In preparation for their lives beyond school, this senior English and Economics collaborative project asked our students to step into the role of entrepreneurs. Students worked in pairs to devise an original business idea and create a coherent plan for the operation and finances of their business. In preparation for writing, the partners carried out preliminary research by interviewing a local business owner about his or her start-up process, marketing strategies, and management philosophy. They also conducted research on the Internet and in their neighborhoods to learn about local market needs and the strengths and weaknesses of potential competitors.

After exchanging feedback with fellow classmates to fine-tune their ideas, the students composed a business plan targeted at potential investors.
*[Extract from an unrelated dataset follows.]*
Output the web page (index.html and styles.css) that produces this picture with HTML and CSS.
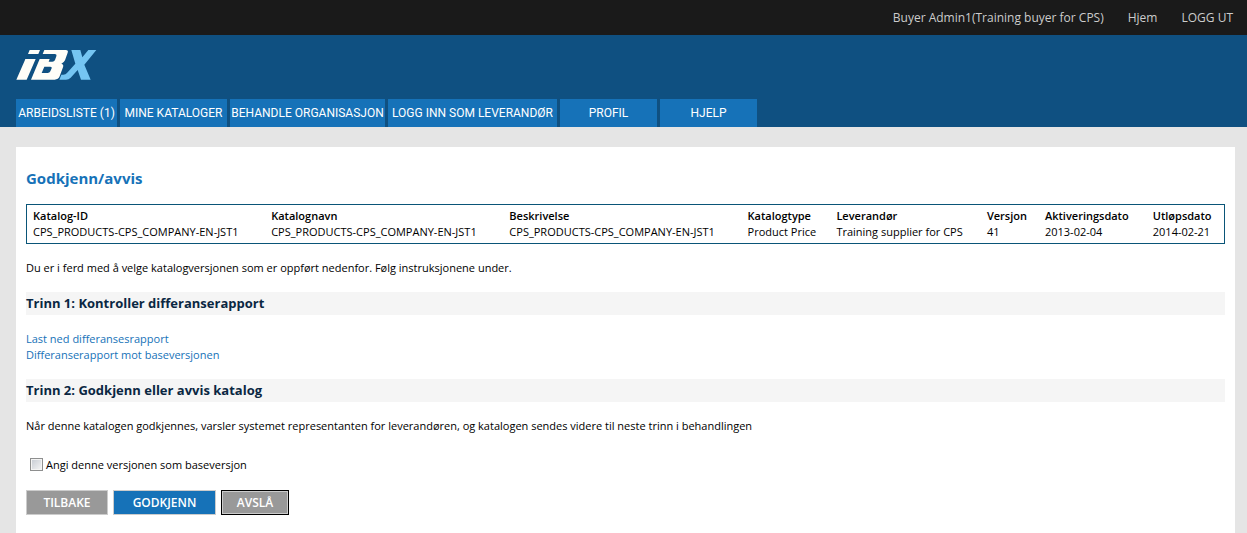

In their written plans, each pair clearly articulated their mission statement and described their product or service. They also prepared a competitive analysis and marketing strategy explaining how they would attract new customers and overcome competitors. Finally, they wrote a detailed breakdown of their projected expenses and revenue and showed how they would use these calculations to determine their break-even point.

Each pair distilled their plan into a five-minute PowerPoint presentation pitched at potential investors. They presented their slides before a panel of local business owners, who challenged the students with questions and judged the viability of their proposals.